Spring herbs follow close behind: chives come up as soon as the ground is workable, parsley and cilantro establish quickly in cool weather, dill grows fast. These are not just seasonings. In spring, when vegetable variety is still limited, fresh herbs are one of the things that make simple cooking feel alive.
Asparagus and the value of something fleeting
Asparagus has one of the shortest seasonal windows of any vegetable. A productive asparagus bed might yield heavily for two to four weeks before the season closes. Once the spears are allowed to fern out, the plant puts its energy into storing food for next year rather than producing more.
That brevity is part of what makes it worth seeking out. Asparagus that traveled three weeks in cold storage from another continent is not the same experience as asparagus cut within the last day or two. Local, in-season asparagus has a sweetness and a slight grassy quality that disappears quickly after harvest.
When spring asparagus shows up in local farm inventories, it is worth buying more than you think you need. It roasts simply, grills well, and works in pasta, egg dishes, and salads. The season ends faster than most people expect.

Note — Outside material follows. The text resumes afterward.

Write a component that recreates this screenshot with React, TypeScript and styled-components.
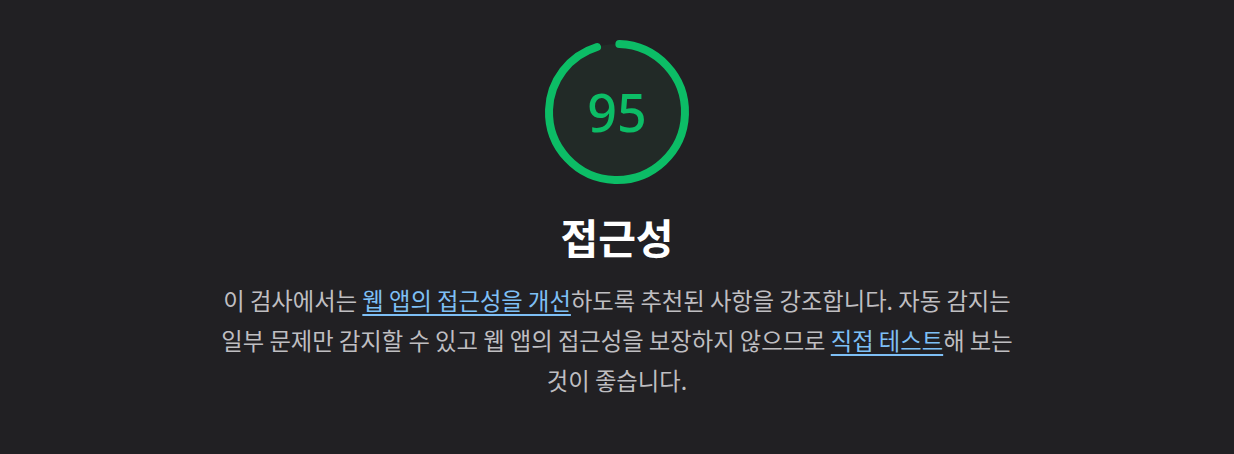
import styled, { createGlobalStyle } from "styled-components";

const GlobalStyle = createGlobalStyle`
    html, body {
        margin: 0;
        padding: 0;
        background: #212023;
    }
    body {
        font-family: Roboto, "Noto Sans CJK KR", sans-serif;
    }
`;

const SCORE = 95;
const RADIUS = 68;
const CIRC = 2 * Math.PI * RADIUS;

export default function App() {
    const arc = (SCORE / 100) * CIRC - 2;
    return (
        <>
            <GlobalStyle />
            <Page>
                <Gauge>
                    <svg width="152" height="152" viewBox="0 0 152 152">
                        <circle cx="76" cy="76" r={RADIUS} fill="#222a27" />
                        <circle
                            cx="76"
                            cy="76"
                            r={RADIUS}
                            fill="none"
                            stroke="#0cbd66"
                            strokeWidth="8"
                            strokeLinecap="round"
                            strokeDasharray={`${arc} ${CIRC}`}
                            transform="rotate(-88 76 76)"
                        />
                    </svg>
                    <Score>{SCORE}</Score>
                </Gauge>
                <Title>접근성</Title>
                <Description>
                    이 검사에서는 <Link href="#">웹 앱의 접근성을 개선</Link>하도록 추천된 사항을 강조합니다. 자동 감지는
                    일부 문제만 감지할 수 있고 웹 앱의 접근성을 보장하지 않으므로 <Link href="#">직접 테스트</Link>해 보는
                    것이 좋습니다.
                </Description>
            </Page>
        </>
    );
}

const Page = styled.main`
    display: flex;
    flex-direction: column;
    align-items: center;
    padding-top: 36px;
`;

const Gauge = styled.div`
    position: relative;
    width: 152px;
    height: 152px;

    svg {
        display: block;
    }
`;

const Score = styled.div`
    position: absolute;
    inset: 0;
    display: flex;
    align-items: center;
    justify-content: center;
    color: #0cbd66;
    font-family: "Noto Sans", sans-serif;
    font-size: 52px;
    font-weight: 500;
    line-height: 1;
`;

const Title = styled.h2`
    margin: 24px 0 0;
    color: #ffffff;
    font-family: "Noto Sans CJK KR", sans-serif;
    font-size: 41px;
    font-weight: 700;
    line-height: 48px;
`;

const Description = styled.p`
    margin: 20px 0 0;
    width: 800px;
    text-align: center;
    color: #bfbec1;
    font-family: "Noto Sans CJK KR", sans-serif;
    font-size: 23.3px;
    line-height: 40px;
`;

const Link = styled.a`
    color: #7ebff5;
    text-decoration: underline;
    text-decoration-thickness: 2px;
    text-underline-offset: 4px;
`;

What all of this adds up to
Spring farm offerings are not just about variety or abundance. They are about timing, care, and the specific qualities that emerge when food is grown in the right conditions and sold close to where it was produced. Fresh eggs with bright yolks, tender early greens, radishes still cold from the soil — these are not luxury items. They are the straightforward result of buying what is actually in season from someone nearby who grows it well.
The season teaches you something about food if you pay attention to it. What is available in March is not just a preview of summer — it is its own thing, worth cooking and eating as such.